If I were to capture the Ikon X3 in a single word, that word is “mild”.  This is a very forgiving slant with what feels like some negative blade exposure.  I think this shaver will reward you with a decent shave if – and only if – you bring a sharper blade than you would normally feel comfortable with to the table and/or a heavier touch while in action.  A mild blade here will necessitate multiple passes and may cause an undue amount of irritation from repeated scrapings of the skin.  Such was my experience when starting out with the common Astra blades.

The head is die-cast Zamac which means affordability up front for those who don’t want to break the bank, but there may be some slight blade alignment quirks you ought to be cognizant of.  The good news is the blade tabs are fully covered, which spares you the injury of scratching your ears or nose when gliding by with the razor head.

I think where this shaver shines is with those folks who have very sensitive skin, or those unlucky blokes who cannot put any blade onto their neck without coming out looking like a victim of a cheesy vampire movie.  Gents, if you fall into either category, your shaving prayers may have finally been answered in the form of the X3 shaver from Ikon.  

The Ikon X3 is an excellent beginner’s foray into the world of slant wet shaving: It merges a forgiving approach with affordability, and is second only to the Maggard’s slant in terms of cost for the razor head alone.  The X3 works splendidly as a second, finishing shaver for those with very sensitive skin, when shaving delicate areas or doing finish passes going against the grain.  


  • Affordable.
  • Blade tabs are covered.
  • Mild enough for beginners or those with sensitive skin.


  • Not much blade feel at all.
  • Almost a bit too mild for more experienced users.
  • Blade alignment can be hit-or-miss.  


Consider the above reviews and concepts as you begin or continue your foray into the closer and better-shaving world of slant double-edge shavers.  Let me assess below the final results of our discussion:

Figure 11: Comparative mildness vs. efficiency of our assorted stable of slant razors we reflected upon today.

Happy shaving to you, and as always kindly bear in mind that Your Shave May Vary.

Charles Smith

Charles Smith


18 thoughts on “The Big Slant Showdown”

  1. PAA Bakelite OC slant is an aggressive little beauty. The price point is hard to beat. Once you get the feel of the light weight, the results can be outstanding.

  2. Parker Semi is very nice, and I also like the Phoenix Bakelite Slant with open comb but it pays to be careful with that one. I got an older 39c but prefer the other two.

  3. The Parker Semi-slant used to be a top recommendation. It is very well made, good weight and can be an every-day choice, in my experience.

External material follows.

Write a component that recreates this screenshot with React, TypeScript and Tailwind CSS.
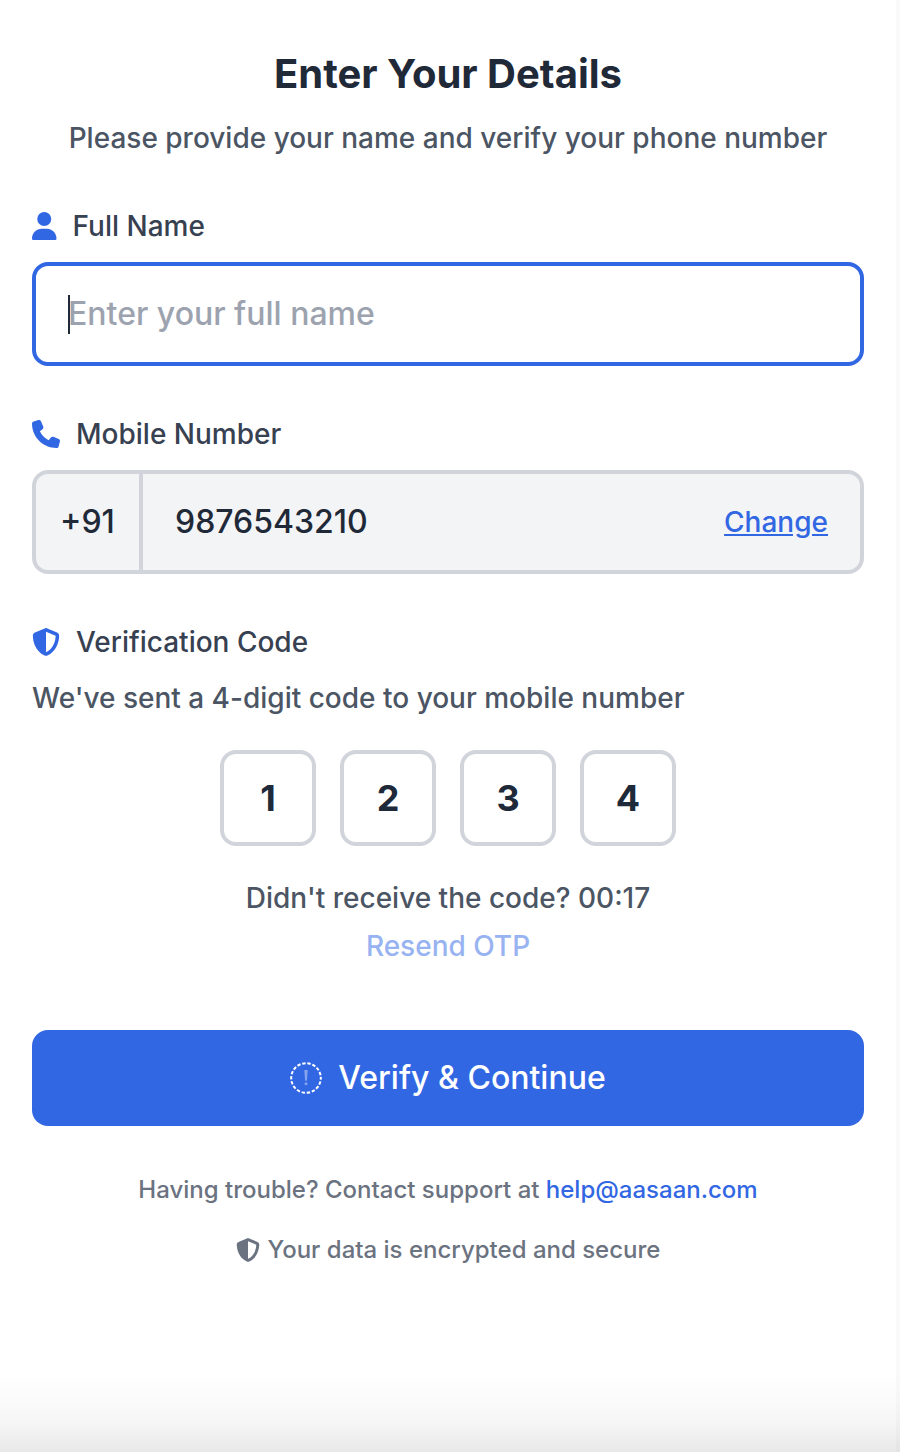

  4. I’ve had a Merkur 39C (“Sledgehammer”) for several years now. I hadn’t used it in quite some time because it would invariably cut my neck. I was going to sell it but decided to try it one last time before I did. I couldn’t believe how buttery smooth it was. I’ve since used it 3 or 4 more times without so much as a nick. It’s amazing how much my shaving experience has improved with better technique and, especially for me, improved face mapping. The 39C shaves like a dream for me and is my most comfortable razor, along with the Razorock Lupo. Thank God I decided to use it one more time. Now I’m never giving it up.

    1. Perhaps he does not own a Pearl Semi Slant. However, don’t lose hope. I’m in contact with the reviewer and he would be happy to review a Pearl if you’ll send him one.

  5. Nice article on some of the available slants on the market.

    It is also worth noting that the 37c/39c head got altered around 2016 to a milder version. I have a newer 37c and It is only slightly more efficient and aggressive than a 34c. However the German 37 is based on the old 37c/39c head and it is so much more efficient and aggressive than the newer 37c/39c.

    I have recently ordered a Maggard slant which I am looking forward to shaving with. Some say it is more aggressive than the German 37 & Wunderbar. But you rate it milder. Will see how I go with the Maggard slant when it arrives.

    I find with the German 37 I can do a 2 Pass shave. This helps with lower neck irritation, which is my main shaving issue. As my neck hair is wirey on a sensitive neck.

  6. You left out my favorite slant: the ATT S-1. I have the Merkur 37C, ATT S-1, and RR Stealth Slant Aluminum version. I had the original SS Stealth Slant, Hoffritz Slant, Wunderbar, and ATT S-2 but sold those. Of all the slants I use my favorite hands down is the S-1. It provides me with a close and comfortable shave every time. The SS Stealth was good but I sold it for an outrageous sum of money – at that time. I found the Wunderbar and S-2 to harsh for my tastes.

    1. Yes, I agree. The ATT Slant SB is a treat to use- absolutely smooth shave that just blows away any amount of stubble.
      And the other day, I tried the open comb version, expecting it to be the SB Slant on steroids; nope, another great and very forgiving razor.

  7. This review leaves out the ikon 102, one of the best slants, and one of the first to lead the modern slant revival.

    And, it gets the materials wrong for the x3, calling it zamac(sic) instead of aluminum.

    The Gillette slide is a lateral slide. Gillette published an advert years ago saying the correct stroke was to hold the handle at an angle rather than vertically, which replicated the slant approach perfectly.

    Slants are effective between 4 and 12 degrees. After that, the efficiency plateaus.

  8. Why buy a slant? Can you not hold a standard DE razor at an angle to the stroke of the razor and accomplish the same angled cut?

    1. You can sort of replicate a slant by using the “Gillette Slide” technique but it’s not as consistent as using a slant.

      1. Another enthusiastic vote for the ATT S-1! Smooth but efficient, even with a midrange-sharp blade like a Viking Sword. If you need an even closer shave , the open comb S-2 is excellent. But the S-1 is just so smooth!